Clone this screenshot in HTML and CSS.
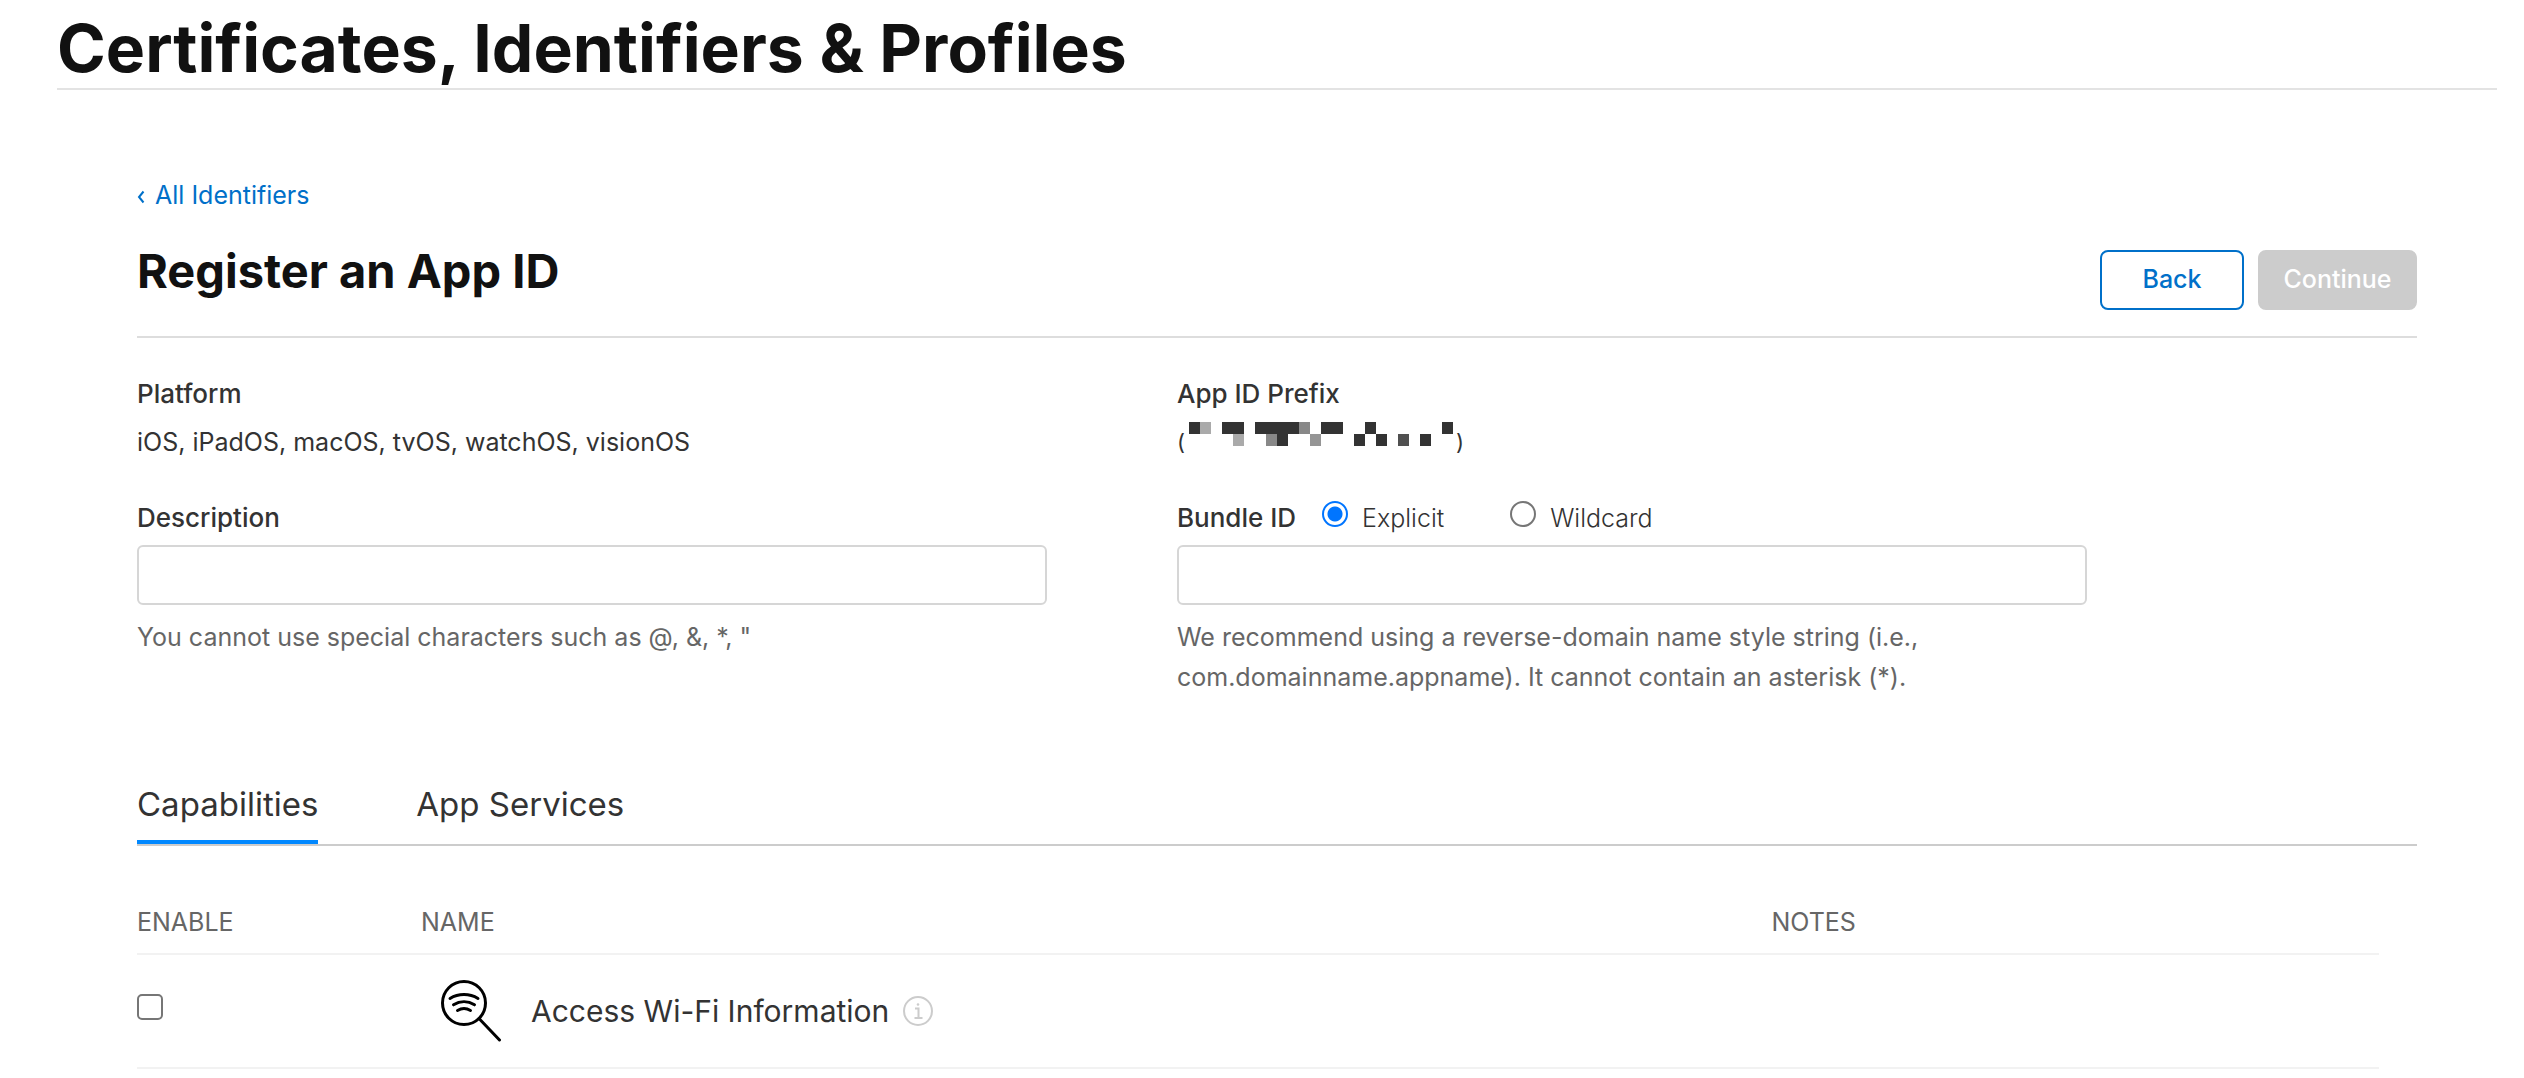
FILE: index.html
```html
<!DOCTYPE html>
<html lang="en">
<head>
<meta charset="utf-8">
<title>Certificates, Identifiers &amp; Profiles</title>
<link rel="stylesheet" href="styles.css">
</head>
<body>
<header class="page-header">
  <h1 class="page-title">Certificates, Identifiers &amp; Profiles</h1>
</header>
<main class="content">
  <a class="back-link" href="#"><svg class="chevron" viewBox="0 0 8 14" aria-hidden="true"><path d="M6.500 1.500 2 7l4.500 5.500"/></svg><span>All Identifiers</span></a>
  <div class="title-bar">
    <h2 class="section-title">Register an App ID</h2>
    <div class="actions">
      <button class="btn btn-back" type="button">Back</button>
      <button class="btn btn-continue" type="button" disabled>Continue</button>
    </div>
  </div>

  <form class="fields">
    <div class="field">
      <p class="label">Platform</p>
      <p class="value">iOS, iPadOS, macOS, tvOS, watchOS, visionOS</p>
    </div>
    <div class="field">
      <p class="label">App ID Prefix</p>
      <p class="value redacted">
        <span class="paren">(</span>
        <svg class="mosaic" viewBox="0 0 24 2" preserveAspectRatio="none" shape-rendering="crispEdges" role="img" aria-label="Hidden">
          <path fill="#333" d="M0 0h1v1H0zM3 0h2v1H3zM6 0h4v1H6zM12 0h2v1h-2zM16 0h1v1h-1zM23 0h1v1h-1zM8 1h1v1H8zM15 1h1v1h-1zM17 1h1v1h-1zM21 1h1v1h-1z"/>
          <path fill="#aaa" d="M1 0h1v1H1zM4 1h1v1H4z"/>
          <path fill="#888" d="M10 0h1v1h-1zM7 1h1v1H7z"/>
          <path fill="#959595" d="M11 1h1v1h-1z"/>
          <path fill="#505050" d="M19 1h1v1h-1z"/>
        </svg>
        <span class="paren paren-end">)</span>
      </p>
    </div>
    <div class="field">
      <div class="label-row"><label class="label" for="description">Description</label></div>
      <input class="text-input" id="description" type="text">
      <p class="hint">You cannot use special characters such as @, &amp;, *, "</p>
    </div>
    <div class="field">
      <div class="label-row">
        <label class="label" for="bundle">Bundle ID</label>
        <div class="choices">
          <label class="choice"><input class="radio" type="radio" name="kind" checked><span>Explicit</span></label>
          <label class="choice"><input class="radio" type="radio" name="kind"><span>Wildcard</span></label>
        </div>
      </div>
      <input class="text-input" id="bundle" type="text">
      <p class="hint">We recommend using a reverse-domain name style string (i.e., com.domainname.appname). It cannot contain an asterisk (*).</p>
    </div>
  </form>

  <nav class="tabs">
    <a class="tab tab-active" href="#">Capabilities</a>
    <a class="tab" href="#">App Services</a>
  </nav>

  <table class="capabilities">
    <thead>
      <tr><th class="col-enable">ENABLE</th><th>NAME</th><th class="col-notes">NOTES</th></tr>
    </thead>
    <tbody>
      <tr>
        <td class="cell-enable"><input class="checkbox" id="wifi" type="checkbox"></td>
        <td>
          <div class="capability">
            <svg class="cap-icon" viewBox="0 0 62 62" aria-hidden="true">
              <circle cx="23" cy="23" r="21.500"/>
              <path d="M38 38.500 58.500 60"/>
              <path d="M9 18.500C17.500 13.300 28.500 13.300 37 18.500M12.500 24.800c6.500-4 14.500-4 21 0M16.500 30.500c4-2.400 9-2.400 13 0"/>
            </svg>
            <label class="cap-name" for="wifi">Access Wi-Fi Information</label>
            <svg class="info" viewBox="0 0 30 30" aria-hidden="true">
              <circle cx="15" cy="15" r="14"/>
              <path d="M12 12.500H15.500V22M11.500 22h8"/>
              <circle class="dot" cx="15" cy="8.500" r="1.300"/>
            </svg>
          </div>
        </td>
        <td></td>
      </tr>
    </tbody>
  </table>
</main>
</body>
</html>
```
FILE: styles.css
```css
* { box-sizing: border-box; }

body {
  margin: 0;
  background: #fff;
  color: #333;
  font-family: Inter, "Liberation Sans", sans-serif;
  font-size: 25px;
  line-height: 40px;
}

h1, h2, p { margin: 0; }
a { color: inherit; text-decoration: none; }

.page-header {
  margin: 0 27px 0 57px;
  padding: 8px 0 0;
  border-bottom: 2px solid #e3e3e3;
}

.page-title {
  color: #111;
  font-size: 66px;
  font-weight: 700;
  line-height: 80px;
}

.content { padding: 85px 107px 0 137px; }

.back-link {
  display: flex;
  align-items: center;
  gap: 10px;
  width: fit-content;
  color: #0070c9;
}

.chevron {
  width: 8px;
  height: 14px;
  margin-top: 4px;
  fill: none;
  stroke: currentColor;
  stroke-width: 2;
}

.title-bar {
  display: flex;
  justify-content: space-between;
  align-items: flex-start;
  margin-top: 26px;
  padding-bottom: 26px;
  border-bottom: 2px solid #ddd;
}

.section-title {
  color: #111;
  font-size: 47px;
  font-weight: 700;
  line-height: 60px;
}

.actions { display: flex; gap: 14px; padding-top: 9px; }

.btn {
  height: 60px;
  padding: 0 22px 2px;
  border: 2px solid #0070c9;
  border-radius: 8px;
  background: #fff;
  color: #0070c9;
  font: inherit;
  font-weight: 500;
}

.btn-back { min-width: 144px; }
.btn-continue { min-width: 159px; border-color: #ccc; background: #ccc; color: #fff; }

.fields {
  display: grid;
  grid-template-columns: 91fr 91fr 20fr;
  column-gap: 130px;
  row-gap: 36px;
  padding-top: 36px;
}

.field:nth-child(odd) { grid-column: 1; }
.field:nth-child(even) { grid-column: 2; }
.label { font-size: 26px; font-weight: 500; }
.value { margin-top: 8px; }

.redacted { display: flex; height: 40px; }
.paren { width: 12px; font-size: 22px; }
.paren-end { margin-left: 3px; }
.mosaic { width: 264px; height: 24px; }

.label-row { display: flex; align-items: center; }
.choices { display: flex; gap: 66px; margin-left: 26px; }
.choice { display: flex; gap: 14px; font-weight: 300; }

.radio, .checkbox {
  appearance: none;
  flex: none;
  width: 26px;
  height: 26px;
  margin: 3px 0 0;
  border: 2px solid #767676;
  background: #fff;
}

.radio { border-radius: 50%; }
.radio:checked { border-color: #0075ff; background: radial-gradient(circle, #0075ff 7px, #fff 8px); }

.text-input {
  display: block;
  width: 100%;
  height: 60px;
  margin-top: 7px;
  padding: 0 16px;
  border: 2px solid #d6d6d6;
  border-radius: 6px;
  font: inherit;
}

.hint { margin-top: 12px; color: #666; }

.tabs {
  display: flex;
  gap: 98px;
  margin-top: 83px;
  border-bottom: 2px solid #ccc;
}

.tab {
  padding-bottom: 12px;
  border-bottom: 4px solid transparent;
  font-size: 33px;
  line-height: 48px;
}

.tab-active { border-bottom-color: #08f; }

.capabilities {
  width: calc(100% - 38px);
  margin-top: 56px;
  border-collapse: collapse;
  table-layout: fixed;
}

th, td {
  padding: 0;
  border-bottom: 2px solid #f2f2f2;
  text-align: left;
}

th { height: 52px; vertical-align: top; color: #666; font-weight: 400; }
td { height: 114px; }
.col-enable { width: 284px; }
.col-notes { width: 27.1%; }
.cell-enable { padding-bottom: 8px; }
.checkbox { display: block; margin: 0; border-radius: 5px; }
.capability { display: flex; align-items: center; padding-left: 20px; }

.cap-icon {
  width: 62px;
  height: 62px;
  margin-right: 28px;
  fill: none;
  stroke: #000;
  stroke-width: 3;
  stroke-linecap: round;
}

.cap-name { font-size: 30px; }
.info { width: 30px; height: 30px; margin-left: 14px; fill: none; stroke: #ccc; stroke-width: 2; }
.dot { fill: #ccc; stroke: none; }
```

______________________________

▸ **Task objective**
The material above must be printed exactly, with its pictures left out.

▸ **Solution to this exercise**
Clone this screenshot in HTML and CSS.
FILE: index.html
```html
<!DOCTYPE html>
<html lang="en">
<head>
<meta charset="utf-8">
<title>Certificates, Identifiers &amp; Profiles</title>
<link rel="stylesheet" href="styles.css">
</head>
<body>
<header class="page-header">
  <h1 class="page-title">Certificates, Identifiers &amp; Profiles</h1>
</header>
<main class="content">
  <a class="back-link" href="#"><svg class="chevron" viewBox="0 0 8 14" aria-hidden="true"><path d="M6.500 1.500 2 7l4.500 5.500"/></svg><span>All Identifiers</span></a>
  <div class="title-bar">
    <h2 class="section-title">Register an App ID</h2>
    <div class="actions">
      <button class="btn btn-back" type="button">Back</button>
      <button class="btn btn-continue" type="button" disabled>Continue</button>
    </div>
  </div>

  <form class="fields">
    <div class="field">
      <p class="label">Platform</p>
      <p class="value">iOS, iPadOS, macOS, tvOS, watchOS, visionOS</p>
    </div>
    <div class="field">
      <p class="label">App ID Prefix</p>
      <p class="value redacted">
        <span class="paren">(</span>
        <svg class="mosaic" viewBox="0 0 24 2" preserveAspectRatio="none" shape-rendering="crispEdges" role="img" aria-label="Hidden">
          <path fill="#333" d="M0 0h1v1H0zM3 0h2v1H3zM6 0h4v1H6zM12 0h2v1h-2zM16 0h1v1h-1zM23 0h1v1h-1zM8 1h1v1H8zM15 1h1v1h-1zM17 1h1v1h-1zM21 1h1v1h-1z"/>
          <path fill="#aaa" d="M1 0h1v1H1zM4 1h1v1H4z"/>
          <path fill="#888" d="M10 0h1v1h-1zM7 1h1v1H7z"/>
          <path fill="#959595" d="M11 1h1v1h-1z"/>
          <path fill="#505050" d="M19 1h1v1h-1z"/>
        </svg>
        <span class="paren paren-end">)</span>
      </p>
    </div>
    <div class="field">
      <div class="label-row"><label class="label" for="description">Description</label></div>
      <input class="text-input" id="description" type="text">
      <p class="hint">You cannot use special characters such as @, &amp;, *, "</p>
    </div>
    <div class="field">
      <div class="label-row">
        <label class="label" for="bundle">Bundle ID</label>
        <div class="choices">
          <label class="choice"><input class="radio" type="radio" name="kind" checked><span>Explicit</span></label>
          <label class="choice"><input class="radio" type="radio" name="kind"><span>Wildcard</span></label>
        </div>
      </div>
      <input class="text-input" id="bundle" type="text">
      <p class="hint">We recommend using a reverse-domain name style string (i.e., com.domainname.appname). It cannot contain an asterisk (*).</p>
    </div>
  </form>

  <nav class="tabs">
    <a class="tab tab-active" href="#">Capabilities</a>
    <a class="tab" href="#">App Services</a>
  </nav>

  <table class="capabilities">
    <thead>
      <tr><th class="col-enable">ENABLE</th><th>NAME</th><th class="col-notes">NOTES</th></tr>
    </thead>
    <tbody>
      <tr>
        <td class="cell-enable"><input class="checkbox" id="wifi" type="checkbox"></td>
        <td>
          <div class="capability">
            <svg class="cap-icon" viewBox="0 0 62 62" aria-hidden="true">
              <circle cx="23" cy="23" r="21.500"/>
              <path d="M38 38.500 58.500 60"/>
              <path d="M9 18.500C17.500 13.300 28.500 13.300 37 18.500M12.500 24.800c6.500-4 14.500-4 21 0M16.500 30.500c4-2.400 9-2.400 13 0"/>
            </svg>
            <label class="cap-name" for="wifi">Access Wi-Fi Information</label>
            <svg class="info" viewBox="0 0 30 30" aria-hidden="true">
              <circle cx="15" cy="15" r="14"/>
              <path d="M12 12.500H15.500V22M11.500 22h8"/>
              <circle class="dot" cx="15" cy="8.500" r="1.300"/>
            </svg>
          </div>
        </td>
        <td></td>
      </tr>
    </tbody>
  </table>
</main>
</body>
</html>
```
FILE: styles.css
```css
* { box-sizing: border-box; }

body {
  margin: 0;
  background: #fff;
  color: #333;
  font-family: Inter, "Liberation Sans", sans-serif;
  font-size: 25px;
  line-height: 40px;
}

h1, h2, p { margin: 0; }
a { color: inherit; text-decoration: none; }

.page-header {
  margin: 0 27px 0 57px;
  padding: 8px 0 0;
  border-bottom: 2px solid #e3e3e3;
}

.page-title {
  color: #111;
  font-size: 66px;
  font-weight: 700;
  line-height: 80px;
}

.content { padding: 85px 107px 0 137px; }

.back-link {
  display: flex;
  align-items: center;
  gap: 10px;
  width: fit-content;
  color: #0070c9;
}

.chevron {
  width: 8px;
  height: 14px;
  margin-top: 4px;
  fill: none;
  stroke: currentColor;
  stroke-width: 2;
}

.title-bar {
  display: flex;
  justify-content: space-between;
  align-items: flex-start;
  margin-top: 26px;
  padding-bottom: 26px;
  border-bottom: 2px solid #ddd;
}

.section-title {
  color: #111;
  font-size: 47px;
  font-weight: 700;
  line-height: 60px;
}

.actions { display: flex; gap: 14px; padding-top: 9px; }

.btn {
  height: 60px;
  padding: 0 22px 2px;
  border: 2px solid #0070c9;
  border-radius: 8px;
  background: #fff;
  color: #0070c9;
  font: inherit;
  font-weight: 500;
}

.btn-back { min-width: 144px; }
.btn-continue { min-width: 159px; border-color: #ccc; background: #ccc; color: #fff; }

.fields {
  display: grid;
  grid-template-columns: 91fr 91fr 20fr;
  column-gap: 130px;
  row-gap: 36px;
  padding-top: 36px;
}

.field:nth-child(odd) { grid-column: 1; }
.field:nth-child(even) { grid-column: 2; }
.label { font-size: 26px; font-weight: 500; }
.value { margin-top: 8px; }

.redacted { display: flex; height: 40px; }
.paren { width: 12px; font-size: 22px; }
.paren-end { margin-left: 3px; }
.mosaic { width: 264px; height: 24px; }

.label-row { display: flex; align-items: center; }
.choices { display: flex; gap: 66px; margin-left: 26px; }
.choice { display: flex; gap: 14px; font-weight: 300; }

.radio, .checkbox {
  appearance: none;
  flex: none;
  width: 26px;
  height: 26px;
  margin: 3px 0 0;
  border: 2px solid #767676;
  background: #fff;
}

.radio { border-radius: 50%; }
.radio:checked { border-color: #0075ff; background: radial-gradient(circle, #0075ff 7px, #fff 8px); }

.text-input {
  display: block;
  width: 100%;
  height: 60px;
  margin-top: 7px;
  padding: 0 16px;
  border: 2px solid #d6d6d6;
  border-radius: 6px;
  font: inherit;
}

.hint { margin-top: 12px; color: #666; }

.tabs {
  display: flex;
  gap: 98px;
  margin-top: 83px;
  border-bottom: 2px solid #ccc;
}

.tab {
  padding-bottom: 12px;
  border-bottom: 4px solid transparent;
  font-size: 33px;
  line-height: 48px;
}

.tab-active { border-bottom-color: #08f; }

.capabilities {
  width: calc(100% - 38px);
  margin-top: 56px;
  border-collapse: collapse;
  table-layout: fixed;
}

th, td {
  padding: 0;
  border-bottom: 2px solid #f2f2f2;
  text-align: left;
}

th { height: 52px; vertical-align: top; color: #666; font-weight: 400; }
td { height: 114px; }
.col-enable { width: 284px; }
.col-notes { width: 27.1%; }
.cell-enable { padding-bottom: 8px; }
.checkbox { display: block; margin: 0; border-radius: 5px; }
.capability { display: flex; align-items: center; padding-left: 20px; }

.cap-icon {
  width: 62px;
  height: 62px;
  margin-right: 28px;
  fill: none;
  stroke: #000;
  stroke-width: 3;
  stroke-linecap: round;
}

.cap-name { font-size: 30px; }
.info { width: 30px; height: 30px; margin-left: 14px; fill: none; stroke: #ccc; stroke-width: 2; }
.dot { fill: #ccc; stroke: none; }
```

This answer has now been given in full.